Project Background
A Databricks field engineering team is helping a large fintech customer standardize how its data science and ML teams build and deploy GenAI and predictive ML workloads on the Databricks Data Intelligence Platform. Today, teams use inconsistent Apache Spark cluster policies, ad hoc MLflow tracking setups, and separate dev/qa/prod workspaces, which has led to rising compute spend, weak governance, and slow releases.
You are the AI Engineer leading execution for a 12-week program involving 16 people across platform engineering, data science, ML engineering, security, and analytics.
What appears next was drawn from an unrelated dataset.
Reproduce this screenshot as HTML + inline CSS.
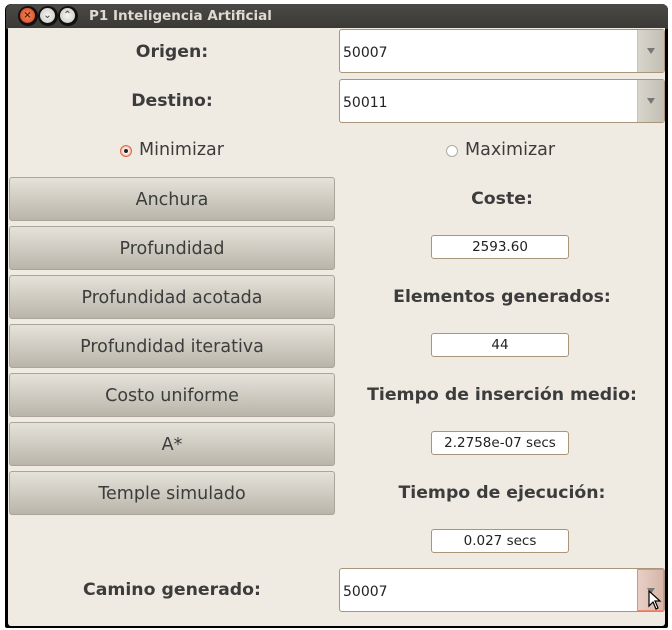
<!DOCTYPE html>
<html><head><meta charset="utf-8"><style>
*{box-sizing:border-box;margin:0;padding:0}
body{width:672px;height:630px;background:#fff;position:relative;overflow:hidden;font-family:"DejaVu Sans","Liberation Sans",sans-serif;color:#3c3c3c}
.win{position:absolute;left:5px;top:4px;width:663px;height:624px;background:#000;border-radius:6px 6px 2px 2px}
.tb{position:absolute;left:6px;top:4px;width:662px;height:25px;background:linear-gradient(#4a4945,#3a3935);border-radius:6px 6px 0 0}
.tt{position:absolute;left:89px;top:8px;color:#dfdbd2;font-weight:bold;font-size:13.5px}
.body{position:absolute;left:8px;top:28px;width:657px;height:598px;background:#f0ebe2;border-radius:0 0 3px 3px}
.c{position:absolute;width:20px;height:20px;border-radius:50%;top:6px;background:#111}
.ci{position:absolute;left:2px;top:2px;width:15px;height:15px;border-radius:50%;font-size:10px;line-height:15px;text-align:center;font-weight:bold}
.a{position:absolute}
.lbl{position:absolute;font-weight:bold;font-size:17.3px;text-align:center}
.btn{position:absolute;left:9px;width:326px;height:44px;border:1px solid #a9a598;border-radius:3px;background:linear-gradient(#e5e2da,#b9b5a9);font-size:17.5px;text-align:center;line-height:44px;color:#3c3c3c}
.cb{position:absolute;left:339px;width:326px;height:44px;border:1px solid #a9957a;border-radius:3px;background:#fff;font-size:14px;line-height:46px;padding-left:3px;color:#222}
.cb .ar{position:absolute;right:0;top:0;width:27px;height:42px;background:linear-gradient(90deg,#d8d5cd,#c2beb3);border-left:1px solid #c8c4ba}
.cb .ar:after{content:"";position:absolute;left:9px;top:18px;border:4px solid transparent;border-top:6px solid #777;border-bottom:0}
.en{position:absolute;left:431px;width:138px;height:24px;border:1px solid #a9957a;border-radius:3px;background:#fff;font-size:13.5px;text-align:center;line-height:23px;color:#222}
</style></head><body>
<div class="win"></div>
<div class="tb"></div>
<div class="c" style="left:18px"><div class="ci" style="background:radial-gradient(#f58a5c,#d3431d);color:#5a1a08">×</div></div>
<div class="c" style="left:38px"><div class="ci" style="background:radial-gradient(#f5f4f0,#c8c6c0);color:#555">⌄</div></div>
<div class="c" style="left:58px"><div class="ci" style="background:radial-gradient(#f5f4f0,#c8c6c0);color:#555">⌃</div></div>
<div class="tt">P1 Inteligencia Artificial</div>
<div class="body"></div>
<div class="lbl" style="left:9px;width:326px;top:42px">Origen:</div>
<div class="lbl" style="left:9px;width:326px;top:91px">Destino:</div>
<div class="cb" style="top:29px">50007<div class="ar"></div></div>
<div class="cb" style="top:79px">50011<div class="ar"></div></div>
<div class="a" style="left:120px;top:145px;width:12px;height:12px;border-radius:50%;background:radial-gradient(#fff 30%,#f08060);border:1px solid #d86a4a"><div style="position:absolute;left:3px;top:3px;width:4px;height:4px;border-radius:50%;background:#222"></div></div>
<div class="a" style="left:139px;top:140px;font-size:17.5px">Minimizar</div>
<div class="a" style="left:446px;top:145px;width:12px;height:12px;border-radius:50%;background:#fff;border:1px solid #b0aba0"></div>
<div class="a" style="left:465px;top:140px;font-size:17.5px">Maximizar</div>
<div class="btn" style="top:177px">Anchura</div>
<div class="btn" style="top:226px">Profundidad</div>
<div class="btn" style="top:275px">Profundidad acotada</div>
<div class="btn" style="top:324px">Profundidad iterativa</div>
<div class="btn" style="top:373px">Costo uniforme</div>
<div class="btn" style="top:422px">A*</div>
<div class="btn" style="top:471px">Temple simulado</div>
<div class="lbl" style="left:339px;width:326px;top:189px">Coste:</div>
<div class="en" style="top:235px">2593.60</div>
<div class="lbl" style="left:339px;width:326px;top:287px">Elementos generados:</div>
<div class="en" style="top:333px">44</div>
<div class="lbl" style="left:339px;width:326px;top:385px">Tiempo de inserción medio:</div>
<div class="en" style="top:431px">2.2758e-07 secs</div>
<div class="lbl" style="left:339px;width:326px;top:483px">Tiempo de ejecución:</div>
<div class="en" style="top:529px">0.027 secs</div>
<div class="lbl" style="left:9px;width:326px;top:580px">Camino generado:</div>
<div class="cb" style="top:568px">50007<div class="ar" style="background:linear-gradient(90deg,#e8cfc5,#d6b6a9);border:1px solid #f08a70"></div></div>
<svg class="a" style="left:648px;top:590px" width="16" height="22" viewBox="0 0 16 22"><path d="M1 1 L1 16 L5 12 L8 19 L10 18 L7 11 L12 11 Z" fill="#fff" stroke="#000" stroke-width="1.2"/></svg>
</body></html>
The customer wants a production-ready operating model for Spark, pyspark, spark streaming, Mosaic AI experimentation, Databricks Model Serving, and RAG applications using Databricks Vector Search and the Databricks Agent Framework before the next quarterly business review.
Key Stakeholders
The Head of Data Science wants flexible GPU access for DBRX and Foundation Model APIs experimentation. The Platform Engineering Manager wants strict cluster policies, budget caps, and fewer workspace exceptions. The Security Architect requires all assets governed through Databricks Unity Catalog and tighter approval workflows across dev/qa/prod. The VP of Product wants one customer-facing support copilot launched this quarter.
Constraints
- Timeline: 12 weeks
- Budget: $420K remaining this quarter, including compute and contractor support
- Team: 16 people; no net new full-time headcount
- Existing estate: 3 workspaces, 42 active notebooks, 11 MLflow experiments, 2 spark streaming pipelines, 1 RAG pilot
- Target launch: production support copilot serving 8,000 internal agents by week 12
Complications
- Security has paused promotion of new models to prod until Unity Catalog lineage and access controls are standardized.
- Data scientists are already using oversized all-purpose clusters, and monthly Databricks spend is 28% over forecast.
- The support copilot pilot shows inconsistent groundedness and faithfulness in MLflow Agent Evaluation using llm-as-judge.
Your Task
- Define a 12-week execution plan for compute standardization, governance policy rollout, and dev/qa/prod workflow design.
- Propose how you would align stakeholder priorities and handle trade-offs between experimentation speed, cost, and control.
- Specify the environment, approval, and release process for Spark jobs, Mosaic AI assets, Model Serving endpoints, and vector search index updates.
- Identify the top risks, escalation points, and rollback criteria for the production launch.
- Define success metrics for cost, compliance, delivery speed, and launch quality.